The Case of the Velvet Claws
Tags: crime-fiction, detective-fiction,
Perry Mason makes his first appearance in The Case of the Velvet Claws. The book begins with a Mrs. Eva Griffin approaching Mason for a favor. She’d been out on a date the night before with a man who wasn’t her husband. The police showed up to investigate a robbery at the hotel where said date occurred, and they took statements from witnesses.
Eva Griffin’s date was a powerful local politician, powerful enough to get the police to exclude his name from the witness list. A local gossip paper, however, knows he was there and they’re going to publish the story, which will ultimately expose Eva’s infidelity to her husband.
Eva Griffin wants Perry Mason to stop the story from being published. Mason is familiar with the paper and its mode of operation. It’s a thinly veiled extortion racket that makes its profit by digging up dirt on the rich and powerful and then collecting huge fees to suppress damaging stories.
So the setup here is simple enough. Rich woman hires lawyer to sound out the extortionists, see how much they want, and then broker a deal.
Only Perry Mason does not like extortionists, and isn’t willing to pay them off even when his client is. In addition, both Mason and his secretary, Della Street, sense there’s something deeper to this woman’s request. She seems more scared than she should be. And Mason soon discovers that Griffin isn’t her real name.

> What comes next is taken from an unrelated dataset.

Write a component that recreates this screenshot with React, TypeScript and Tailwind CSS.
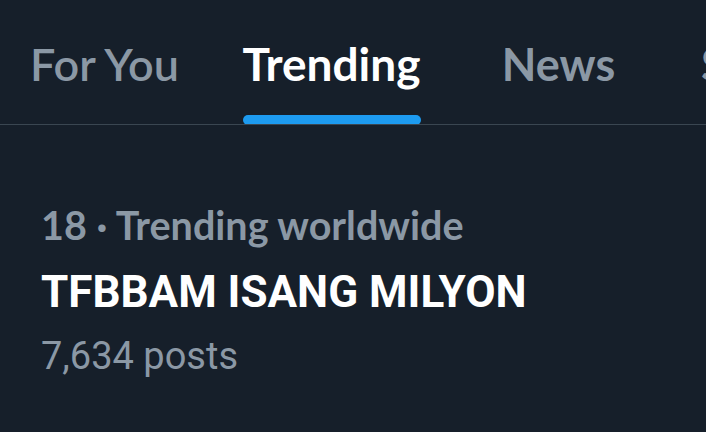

Though nominally an attorney, Mason’s role in this novel is more of an investigator, and he’s a hard-boiled one at that. This Perry Mason is nothing like the well-mannered TV character making shrewd courtroom arguments in his respectable tailored suit.
He’s a lot closer to Dashiell Hammet’s Sam Spade, always in the thick of the action, lying when necessary to trick criminals into betraying each other, and using his fists when all else fails.
Like Hammett’s detective, Mason seems to know all the right people, including which cops and other detectives can lend a hand in his investigation, who owns the pawn shop, who to talk to at the local paper, and more.
Like Hammett’s novels, The Case of the Velvet Claws moves rapidly. All the action unfolds in forty-eight hours or so, and the plot twists everywhere. One of the biggest twists comes early on, when Mason accidentally discovers who his client really is, and what she’s so scared of.
That twist, which might have been the highlight of a contemporary mystery, is only the beginning. The further Mason digs into the case, the deeper he finds himself in a nest of trouble with some very hard-nosed, ruthless characters.
And while Mason is a match for all of them, his biggest risk may come from his client. She lies constantly, and her sole concern is her own survival. The case evolves from simple blackmail to murder, and Mason finds himself maneuvered into a position where he’s a plausible suspect. Worse still, his unreliable client may become the witness who fingers him as the killer.
There’s no lack of action or intrigue in this one. On one side, he’s trying to out-blackmail the blackmailers, while on the other, he’s trying to keep the police from arresting him. And all the while, he’s trying to be loyal to a double-crossing client who may not deserve his loyalty.
It’s an ambitious plot that only an excellent writer can pull off. Gardner does it, and he does it very much in the fashion of Hammett, who always seems to keep the reader a step behind the detective, panting and eager to catch up.
According to the postscript, this book sold forty-eight million copies during its first fifteen years in print. I can see why. Hammett’s new style of writing caused a sensation just a few years earlier. His books were bestsellers, but the violence in some of them, particularly Red Harvest, was over the top.
In this book, Gardner produced a compelling Hammett novel without the gore. I haven’t read the other eighty or so books in the series (yes, eighty!), but I wonder how Mason morphed from the ruthless hard-boiled character of 1933 to the tame, advertiser-approved TV character of the nineteen fifties and sixties.
Like Margaret Millar, Gardner was a star in his day, and regularly topped the bestseller lists. It’s a shame this book isn’t currently in print in paperback. I think it would have a wider readership among classic crime fans if more people knew about it.
If you like old-school crime novels, unflagging action, and a story that will keep you guessing, this one’s for you.